All Articles

Articulating Kubernetes

Docker is merely the first step in the containerisation industry, and users of docker will know that operating docker manually is cumbersome and not scalable.

Furthermore, systems often require multiple tasks to be deployed. For instance, I might want to run MyTask with config-A, config-B and config-C. Running all these tasks merely using docker would result in me having to manually create and check that they are running. This is where kubernetes comes in. It’s a container orchestration tool that allows teams to easily deploy many tasks, and check that they’re running well. I’ll list some important concepts in kubernetes.

Custom Resource Definition

Kubernetes tasks by themselves can be named however you want, via custom resource definitions (CRDs). For instance, I can create a CRD for MyTask, specfiying the configuration format based on the task needs. I can them use a command like

kubectl get MyTask

which will list MyTask-config-A, MyTask-config-B and MyTask-config-C.

Pods

However, when the tasks run, they end up running in units called pods. You can think of pods as an isolated environment, something like a VM, for every task to run. So config-A writing to /tmp won’t affect config-B writing to /tmp if they both run in different pods.

kubectl get pods

Pods, however, are not the smallest unit of isolation. A pod can contain multiple containers, each running separate docker images. For instance, MyTask could require three binaries interacting with each other in the same environment, so we configure it to start three containers in the same pod.

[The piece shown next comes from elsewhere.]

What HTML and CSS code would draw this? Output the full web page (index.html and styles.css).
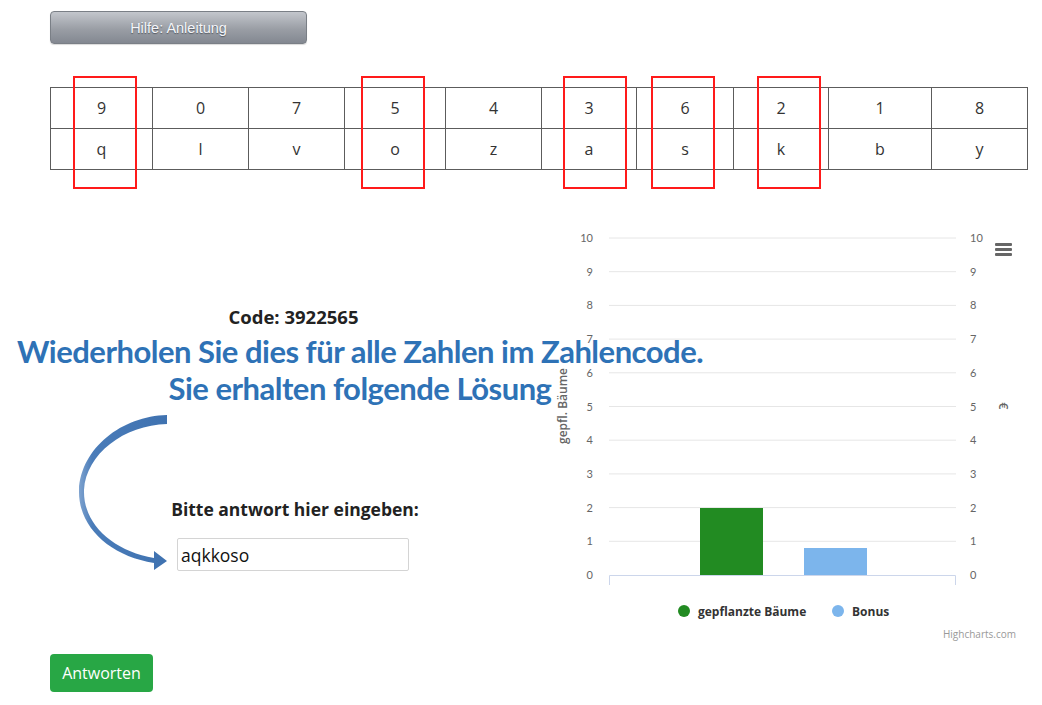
FILE: index.html
```html
<!DOCTYPE html>
<html lang="de">
<head>
<meta charset="utf-8">
<title>Zahlencode</title>
<link rel="stylesheet" href="styles.css">
</head>
<body>
<div class="page">
  <header class="toolbar">
    <button class="help-btn" type="button">Hilfe: Anleitung</button>
  </header>

  <section class="cipher">
    <table class="cipher-table">
      <colgroup>
        <col class="w102"><col class="w96"><col class="w96"><col class="w101"><col class="w96">
        <col class="w95"><col class="w97"><col class="w95"><col class="w103"><col class="w96">
      </colgroup>
      <tr><td>9</td><td>0</td><td>7</td><td>5</td><td>4</td><td>3</td><td>6</td><td>2</td><td>1</td><td>8</td></tr>
      <tr><td>q</td><td>l</td><td>v</td><td>o</td><td>z</td><td>a</td><td>s</td><td>k</td><td>b</td><td>y</td></tr>
    </table>
    <div class="mark mark-1"></div>
    <div class="mark mark-2"></div>
    <div class="mark mark-3"></div>
    <div class="mark mark-4"></div>
    <div class="mark mark-5"></div>
  </section>

  <section class="main">
    <div class="answer-col">
      <p class="code">Code: 3922565</p>
      <label class="answer-label" for="answer">Bitte antwort hier eingeben:</label>
      <input class="answer-input" id="answer" type="text" value="aqkkoso">
    </div>
    <div class="chart">
      <svg class="chart-svg" width="480" height="425" viewBox="0 0 480 425">
        <g class="grid">
          <line x1="54" y1="18" x2="401" y2="18"/>
          <line x1="54" y1="51.7" x2="401" y2="51.7"/>
          <line x1="54" y1="85.4" x2="401" y2="85.4"/>
          <line x1="54" y1="119.1" x2="401" y2="119.1"/>
          <line x1="54" y1="152.8" x2="401" y2="152.8"/>
          <line x1="54" y1="186.5" x2="401" y2="186.5"/>
          <line x1="54" y1="220.2" x2="401" y2="220.2"/>
          <line x1="54" y1="253.9" x2="401" y2="253.9"/>
          <line x1="54" y1="287.6" x2="401" y2="287.6"/>
          <line x1="54" y1="321.3" x2="401" y2="321.3"/>
        </g>
        <g class="axis-labels left">
          <text x="38" y="22">10</text>
          <text x="38" y="55.7">9</text>
          <text x="38" y="89.4">8</text>
          <text x="38" y="123.1">7</text>
          <text x="38" y="156.8">6</text>
          <text x="38" y="190.5">5</text>
          <text x="38" y="224.2">4</text>
          <text x="38" y="257.9">3</text>
          <text x="38" y="291.6">2</text>
          <text x="38" y="325.3">1</text>
          <text x="38" y="359">0</text>
        </g>
        <g class="axis-labels right">
          <text x="415" y="22">10</text>
          <text x="415" y="55.7">9</text>
          <text x="415" y="89.4">8</text>
          <text x="415" y="123.1">7</text>
          <text x="415" y="156.8">6</text>
          <text x="415" y="190.5">5</text>
          <text x="415" y="224.2">4</text>
          <text x="415" y="257.9">3</text>
          <text x="415" y="291.6">2</text>
          <text x="415" y="325.3">1</text>
          <text x="415" y="359">0</text>
        </g>
        <text class="axis-title" transform="translate(12,186) rotate(-90)">gepfl. Bäume</text>
        <text class="axis-title" transform="translate(444,186) rotate(90)">€</text>
        <rect class="bar-green" x="145" y="288" width="63" height="67"/>
        <rect class="bar-blue" x="249" y="328" width="63" height="27"/>
        <path class="x-axis" d="M54.5 365 V355.5 H400.5 V365"/>
        <g class="menu-icon">
          <rect x="440" y="23" width="17" height="3" rx="1"/>
          <rect x="440" y="28" width="17" height="3" rx="1"/>
          <rect x="440" y="33" width="17" height="3" rx="1"/>
        </g>
        <circle class="dot-green" cx="129" cy="391" r="6"/>
        <text class="legend" x="143" y="396">gepflanzte Bäume</text>
        <circle class="dot-blue" cx="283" cy="391" r="6"/>
        <text class="legend" x="297" y="396">Bonus</text>
        <text class="credits" x="461" y="418">Highcharts.com</text>
      </svg>
    </div>
  </section>

  <button class="submit-btn" type="button">Antworten</button>

  <div class="note">
    <p class="note-line">Wiederholen Sie dies für alle Zahlen im Zahlencode.</p>
    <p class="note-line">Sie erhalten folgende Lösung</p>
  </div>

  <svg class="arrow" width="110" height="170" viewBox="70 410 110 170">
    <defs>
      <linearGradient id="arrowGrad" x1="0" y1="0" x2="1" y2="0">
        <stop offset="0" stop-color="#7fa3cf"/>
        <stop offset="0.15" stop-color="#4a7cb9"/>
        <stop offset="1" stop-color="#3f72b0"/>
      </linearGradient>
    </defs>
    <path fill="url(#arrowGrad)" d="M167 415 C122 416 81 448 79 490 C78 527 110 556 154 563 L154 570 L167 561 L154 551 L154 558 C113 551 83 524 84 490 C86 454 124 425 167 424 Z"/>
  </svg>
</div>
</body>
</html>
```

FILE: styles.css
```css
html, body {
  margin: 0;
  padding: 0;
  background: #ffffff;
}

body {
  font-family: "Open Sans", "Noto Sans", "Liberation Sans", sans-serif;
  color: #222;
}

.page {
  position: relative;
  width: 1042px;
  height: 705px;
  box-sizing: border-box;
  padding: 11px 0 0 50px;
  overflow: hidden;
}

.toolbar {
  display: flex;
}

.help-btn {
  width: 257px;
  height: 33px;
  border: 1px solid #7a7f86;
  border-radius: 4px;
  background: linear-gradient(#c3c6cc, #9a9ea5 55%, #838891);
  color: #f4f6fa;
  font-family: "Liberation Sans", Arial, sans-serif;
  font-size: 14.5px;
  text-shadow: 0 1px 1px #555a62;
  box-shadow: 0 1px 1px rgba(0,0,0,0.15);
  padding: 0;
}

.cipher {
  position: relative;
  margin-top: 43px;
  width: 977px;
}

.cipher-table {
  width: 977px;
  table-layout: fixed;
  border-collapse: collapse;
  font-family: "Open Sans", "Noto Sans", sans-serif;
  font-size: 16px;
  color: #333;
}

.cipher-table td {
  border: 1px solid #5c5c5c;
  height: 40px;
  padding: 0;
  text-align: center;
  vertical-align: middle;
}

.w95 { width: 95px; }
.w96 { width: 96px; }
.w97 { width: 97px; }
.w101 { width: 101px; }
.w102 { width: 102px; }
.w103 { width: 103px; }

.mark {
  position: absolute;
  top: -11px;
  width: 60px;
  height: 109px;
  border: 2px solid #ff1a1a;
}

.mark-1 { left: 23px; }
.mark-2 { left: 311px; }
.mark-3 { left: 513px; }
.mark-4 { left: 601px; }
.mark-5 { left: 707px; }

.main {
  display: flex;
  margin-top: 50px;
  height: 425px;
}

.answer-col {
  width: 490px;
  display: flex;
  flex-direction: column;
  align-items: center;
}

.code {
  margin: 86px 0 0 -3px;
  line-height: 22px;
  font-size: 18.5px;
  font-weight: 700;
  color: #222;
}

.answer-label {
  margin-top: 170px;
  line-height: 22px;
  font-size: 17.5px;
  font-weight: 700;
  color: #222;
}

.answer-input {
  margin-top: 18px;
  margin-right: 4px;
  width: 232px;
  height: 33px;
  box-sizing: border-box;
  border: 1px solid #d4d4d4;
  border-radius: 2px;
  padding: 0 3px;
  font-family: "Open Sans", "Noto Sans", sans-serif;
  font-size: 17.5px;
  color: #111;
}

.chart {
  margin-left: 15px;
}

.chart-svg {
  display: block;
}

.grid line {
  stroke: #e6e6e6;
  stroke-width: 1;
}

.axis-labels text {
  font-family: "Lato", "DejaVu Sans", sans-serif;
  font-size: 11px;
  fill: #666;
}

.axis-labels.left text {
  text-anchor: end;
}

.axis-labels.right text {
  text-anchor: start;
}

.axis-title {
  font-family: "Open Sans", "Noto Sans", sans-serif;
  font-size: 12px;
  font-weight: 600;
  fill: #666;
  text-anchor: middle;
}

.bar-green { fill: #228b22; }
.bar-blue { fill: #7cb5ec; }

.x-axis {
  fill: none;
  stroke: #ccd6eb;
  stroke-width: 1;
}

.menu-icon rect { fill: #666; }

.dot-green { fill: #228b22; }
.dot-blue { fill: #7cb5ec; }

.legend {
  font-family: "Open Sans", "Noto Sans", sans-serif;
  font-size: 12px;
  font-weight: 700;
  fill: #333;
}

.credits {
  font-family: "Open Sans", "Noto Sans", sans-serif;
  font-size: 10px;
  fill: #999;
  text-anchor: end;
}

.submit-btn {
  display: block;
  margin-top: 9px;
  width: 103px;
  height: 38px;
  border: none;
  border-radius: 4px;
  background: #28a745;
  color: #fff;
  font-family: "Open Sans", "Noto Sans", sans-serif;
  font-size: 16px;
  padding: 0;
}

.note {
  position: absolute;
  left: 0;
  top: 333px;
  width: 720px;
  text-align: center;
  font-family: "Lato", "Open Sans", sans-serif;
  font-weight: 700;
  font-size: 31px;
  letter-spacing: -0.5px;
  color: #2e72b6;
}

.note-line {
  margin: 0;
  line-height: 37px;
}

.arrow {
  position: absolute;
  left: 70px;
  top: 410px;
}
```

Kubernetes also allows us to easily get pods logs, provided that we have integrated our service well.

kubectl logs -f $pod_name

Nodes

Nodes are the actual machines where the k8s agents run, and each node can have multiple pods being scheduled to it by kube-scheduler. For instance, one production problem might be a faulty NIC tied to one node, causing all the pods on that node to have network failures.

kubectl get nodes

You can check which nodes have faulty statuses, and they disable scheduling to the nodes.

kubectl cordon node1

Note that which I said the nodes are actual machines, nodes themselves can be running as virtual machines on cloud architecture.

Clusters and Namespaces

One cluster can have multiple namespaces. One cluster is associated with its own set of nodes. These are isolation techniques used, for example the namespace test might be used for testing only, which the namespace production would contain the important tasks. However, as mentioned above, all namespaces in the same cluster share the same nodes. Sometimes, we want to give high priority and provide low-latency nodes to certain groups, so we can create a separate cluster for those groups.

To identify the specific cluster and namespace we want to work with, we would have to enter a command like

kubectl --kubeconfig=cluster1 get pods -n namespace1

The command is rather clumsy, and repetitive to type when we are operating over the same cluster and namespace for an extended period of time. This is where the tool kubectx comes in. With kubectx and kubens, we can easily change between contexts (clusters) and namespaces respectively.

An example of the changed workflow:

kubectx cluster1
kubens namespace1
kubectl get pods

Remarks

Kubernetes is a highly scalable solution that anyone working closely with IaaS and Paas teams would have to learn. I was so afraid of delving into this before, because of the many foreigns terms. The learning curve was steep, but I now have a pretty solid understanding of kubernetes, and am delving into intermediate topics like kubernetes controllers.